▸ Records shown:

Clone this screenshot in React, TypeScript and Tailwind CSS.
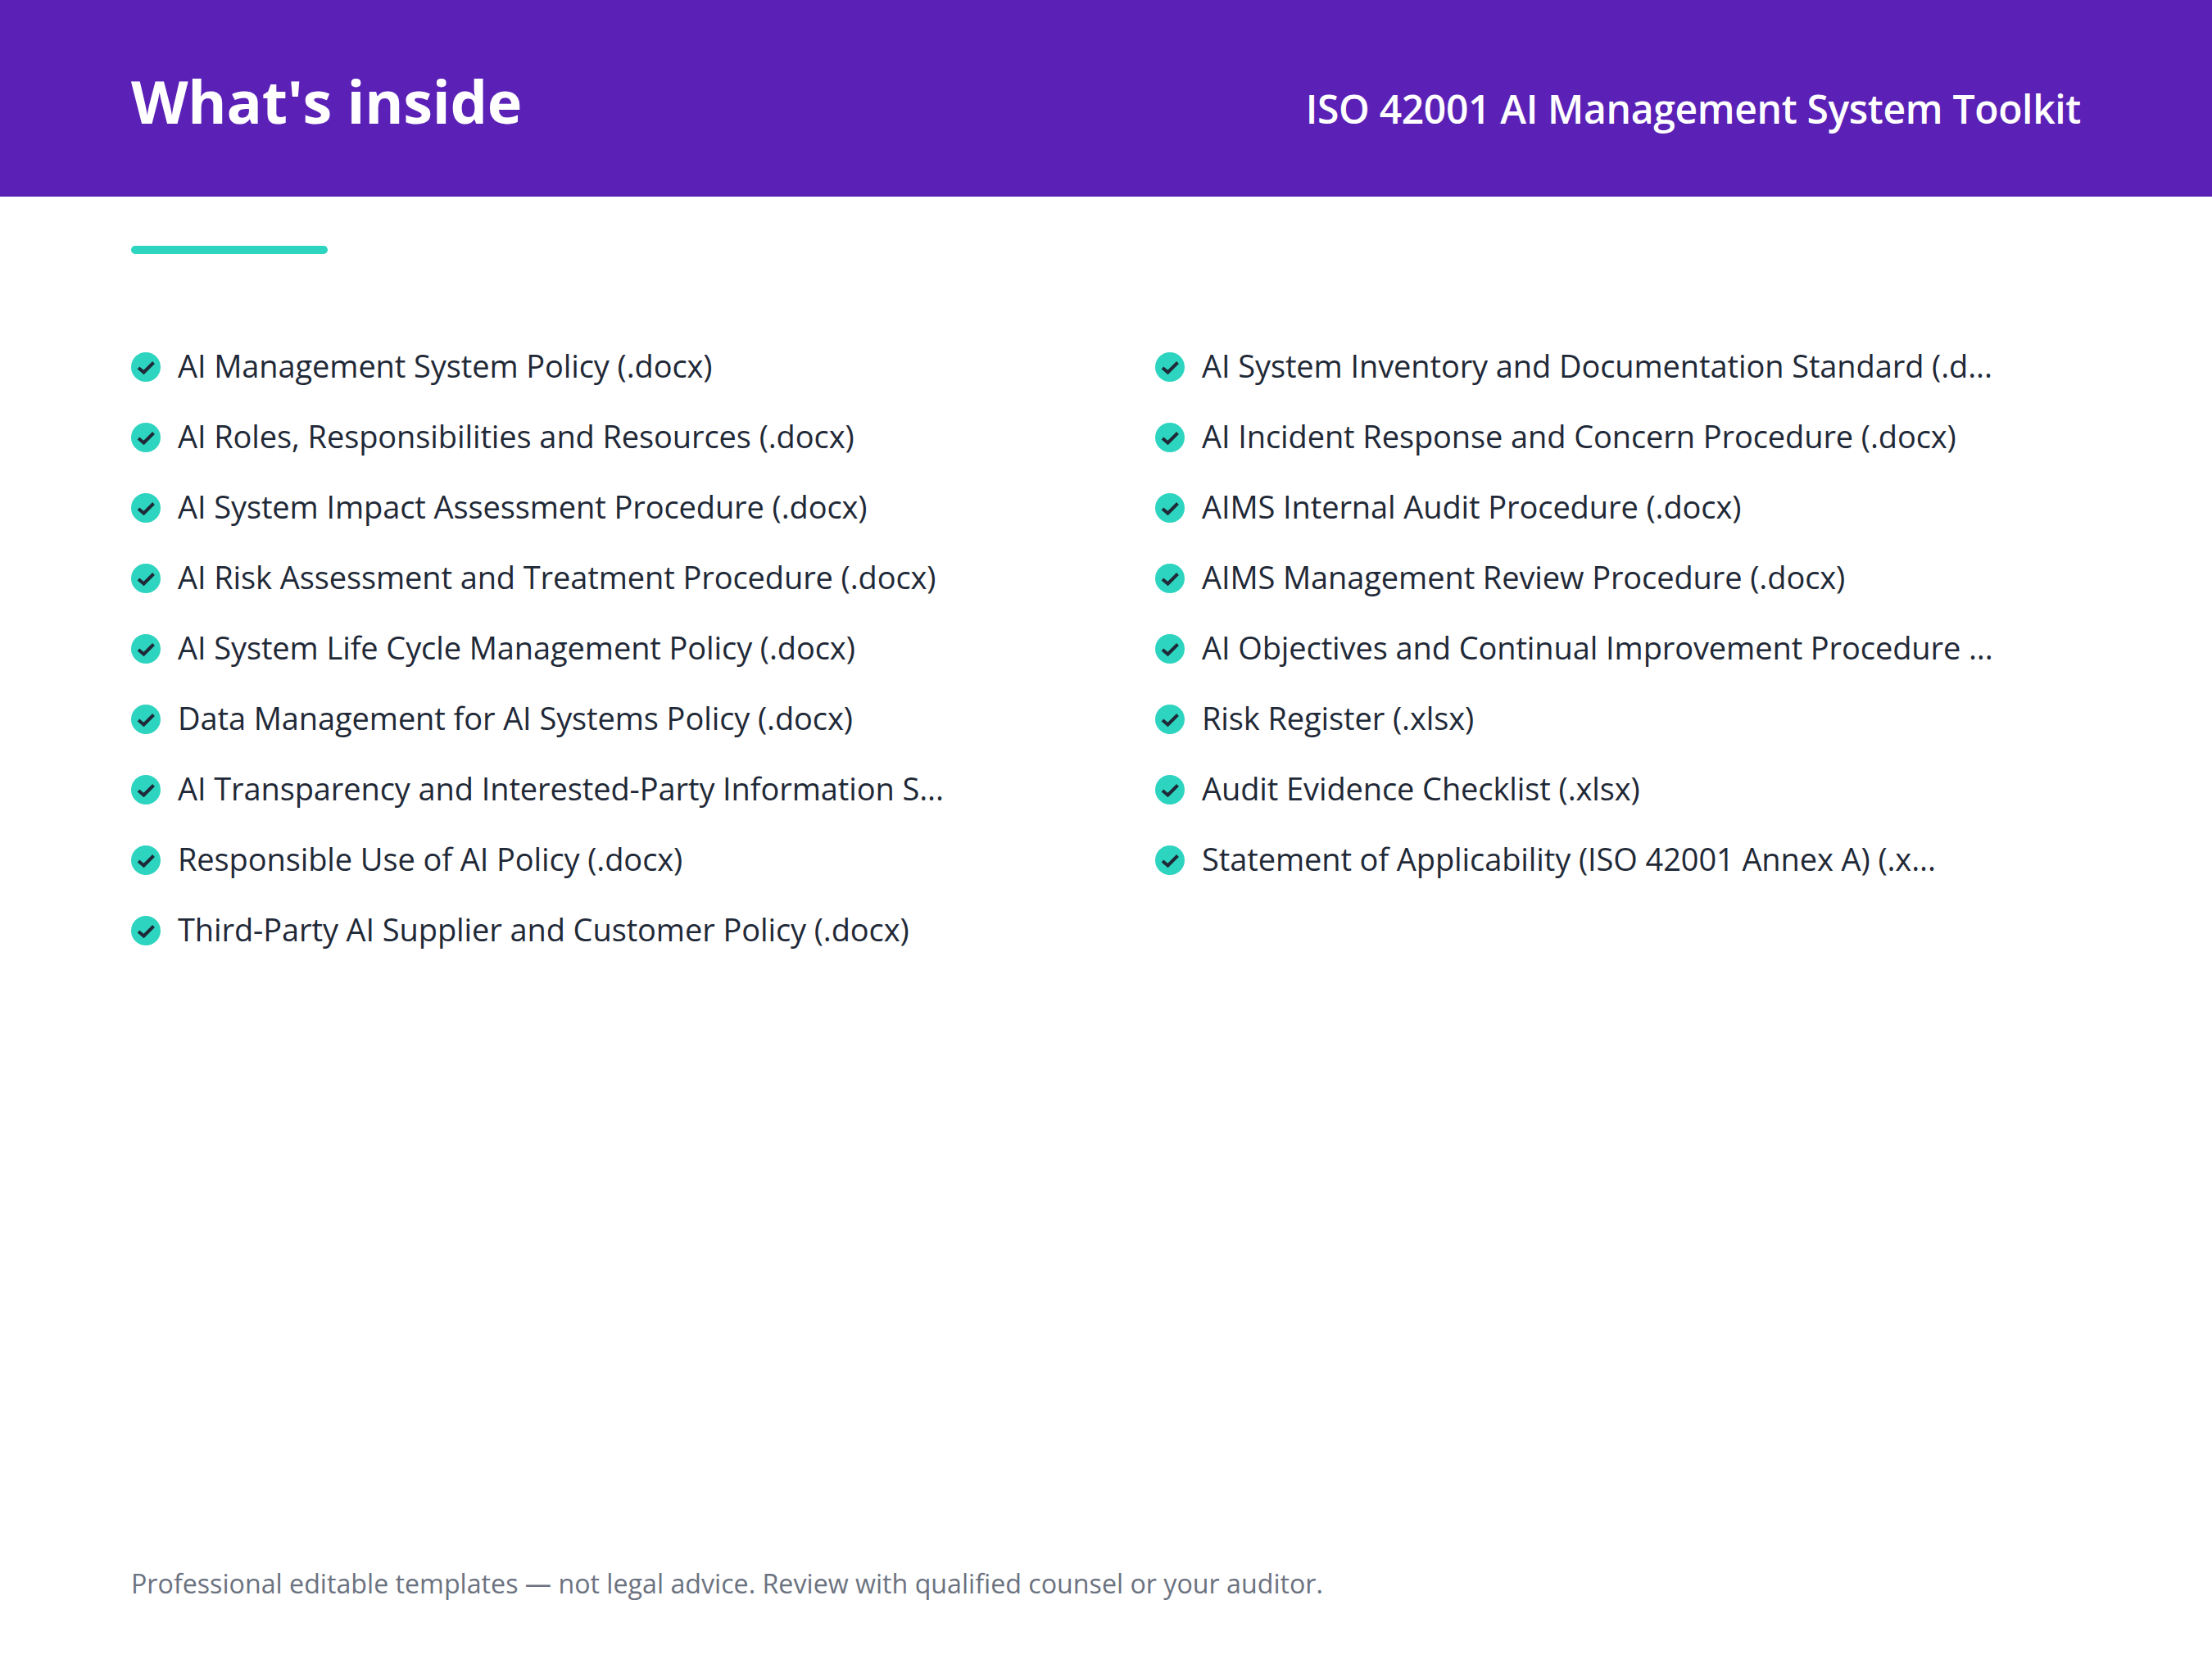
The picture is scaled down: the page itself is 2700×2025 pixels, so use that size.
import React from "react";

const leftItems = [
  "AI Management System Policy (.docx)",
  "AI Roles, Responsibilities and Resources (.docx)",
  "AI System Impact Assessment Procedure (.docx)",
  "AI Risk Assessment and Treatment Procedure (.docx)",
  "AI System Life Cycle Management Policy (.docx)",
  "Data Management for AI Systems Policy (.docx)",
  "AI Transparency and Interested-Party Information S...",
  "Responsible Use of AI Policy (.docx)",
  "Third-Party AI Supplier and Customer Policy (.docx)",
];

const rightItems = [
  "AI System Inventory and Documentation Standard (.d...",
  "AI Incident Response and Concern Procedure (.docx)",
  "AIMS Internal Audit Procedure (.docx)",
  "AIMS Management Review Procedure (.docx)",
  "AI Objectives and Continual Improvement Procedure ...",
  "Risk Register (.xlsx)",
  "Audit Evidence Checklist (.xlsx)",
  "Statement of Applicability (ISO 42001 Annex A) (.x...",
];

function CheckItem({ label }: { label: string }) {
  return (
    <li className="flex h-[86px] items-center gap-[21px]">
      <svg viewBox="0 0 36 36" className="h-9 w-9 shrink-0">
        <circle cx="18" cy="18" r="18" fill="#2dd4bf" />
        <path d="M9 19l6.5 5.5L27.5 12.5" fill="none" stroke="#1f2937" strokeWidth="4" />
      </svg>
      <span className="whitespace-nowrap pb-[5px] text-[38px] leading-none tracking-[-0.1px] text-[#1f2937]">{label}</span>
    </li>
  );
}

export default function App() {
  return (
    <div className="flex h-[2025px] w-[2700px] flex-col bg-white font-['Open_Sans','Noto_Sans',sans-serif]">
      <header className="flex h-[240px] items-center justify-between bg-[#5b21b6] px-[160px] text-white">
        <h1 className="pt-[6px] text-[72px] font-bold leading-none tracking-[-0.26px]">What's inside</h1>
        <p className="pt-[25px] text-[48px] font-semibold leading-none tracking-[-0.34px]">ISO 42001 AI Management System Toolkit</p>
      </header>
      <div className="mx-[160px] mt-[60px] h-[10px] w-[240px] rounded-full bg-[#2dd4bf]" />
      <div className="mt-[95px] grid grid-cols-[1250px_1fr] pl-[160px]">
        <ul>
          {leftItems.map((item) => (
            <CheckItem key={item} label={item} />
          ))}
        </ul>
        <ul>
          {rightItems.map((item) => (
            <CheckItem key={item} label={item} />
          ))}
        </ul>
      </div>
      <footer className="mt-auto pb-[76px] pl-[160px] text-[32.2px] leading-none text-[#6b7280]">
        Professional editable templates — not legal advice. Review with qualified counsel or your auditor.
      </footer>
    </div>
  );
}
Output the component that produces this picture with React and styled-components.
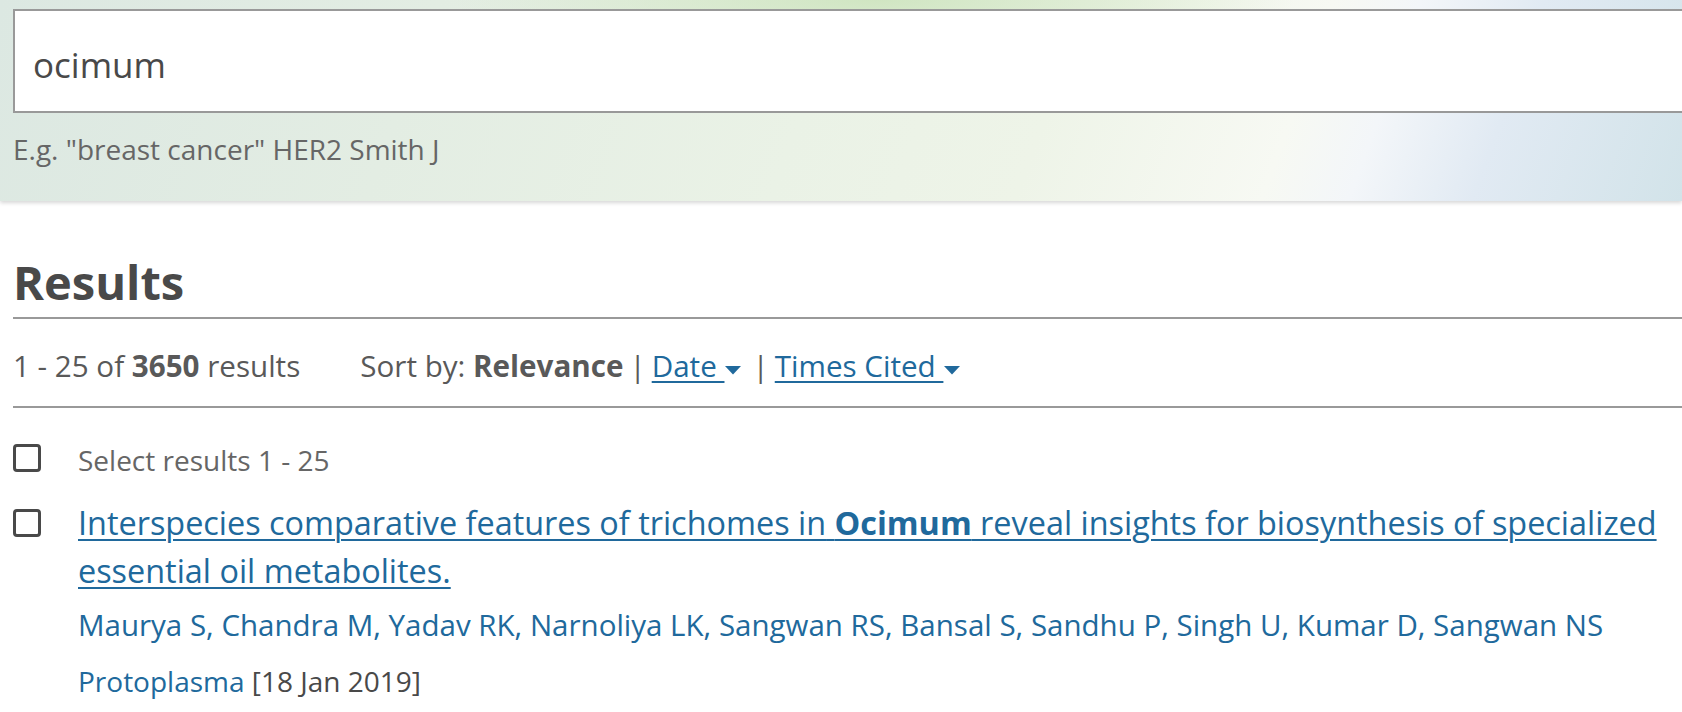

▸ What to produce: Set down all the data again exactly as above, pictures excluded.

▸ Output:
Clone this screenshot in React, TypeScript and Tailwind CSS.
The picture is scaled down: the page itself is 2700×2025 pixels, so use that size.
import React from "react";

const leftItems = [
  "AI Management System Policy (.docx)",
  "AI Roles, Responsibilities and Resources (.docx)",
  "AI System Impact Assessment Procedure (.docx)",
  "AI Risk Assessment and Treatment Procedure (.docx)",
  "AI System Life Cycle Management Policy (.docx)",
  "Data Management for AI Systems Policy (.docx)",
  "AI Transparency and Interested-Party Information S...",
  "Responsible Use of AI Policy (.docx)",
  "Third-Party AI Supplier and Customer Policy (.docx)",
];

const rightItems = [
  "AI System Inventory and Documentation Standard (.d...",
  "AI Incident Response and Concern Procedure (.docx)",
  "AIMS Internal Audit Procedure (.docx)",
  "AIMS Management Review Procedure (.docx)",
  "AI Objectives and Continual Improvement Procedure ...",
  "Risk Register (.xlsx)",
  "Audit Evidence Checklist (.xlsx)",
  "Statement of Applicability (ISO 42001 Annex A) (.x...",
];

function CheckItem({ label }: { label: string }) {
  return (
    <li className="flex h-[86px] items-center gap-[21px]">
      <svg viewBox="0 0 36 36" className="h-9 w-9 shrink-0">
        <circle cx="18" cy="18" r="18" fill="#2dd4bf" />
        <path d="M9 19l6.5 5.5L27.5 12.5" fill="none" stroke="#1f2937" strokeWidth="4" />
      </svg>
      <span className="whitespace-nowrap pb-[5px] text-[38px] leading-none tracking-[-0.1px] text-[#1f2937]">{label}</span>
    </li>
  );
}

export default function App() {
  return (
    <div className="flex h-[2025px] w-[2700px] flex-col bg-white font-['Open_Sans','Noto_Sans',sans-serif]">
      <header className="flex h-[240px] items-center justify-between bg-[#5b21b6] px-[160px] text-white">
        <h1 className="pt-[6px] text-[72px] font-bold leading-none tracking-[-0.26px]">What's inside</h1>
        <p className="pt-[25px] text-[48px] font-semibold leading-none tracking-[-0.34px]">ISO 42001 AI Management System Toolkit</p>
      </header>
      <div className="mx-[160px] mt-[60px] h-[10px] w-[240px] rounded-full bg-[#2dd4bf]" />
      <div className="mt-[95px] grid grid-cols-[1250px_1fr] pl-[160px]">
        <ul>
          {leftItems.map((item) => (
            <CheckItem key={item} label={item} />
          ))}
        </ul>
        <ul>
          {rightItems.map((item) => (
            <CheckItem key={item} label={item} />
          ))}
        </ul>
      </div>
      <footer className="mt-auto pb-[76px] pl-[160px] text-[32.2px] leading-none text-[#6b7280]">
        Professional editable templates — not legal advice. Review with qualified counsel or your auditor.
      </footer>
    </div>
  );
}
Output the component that produces this picture with React and styled-components.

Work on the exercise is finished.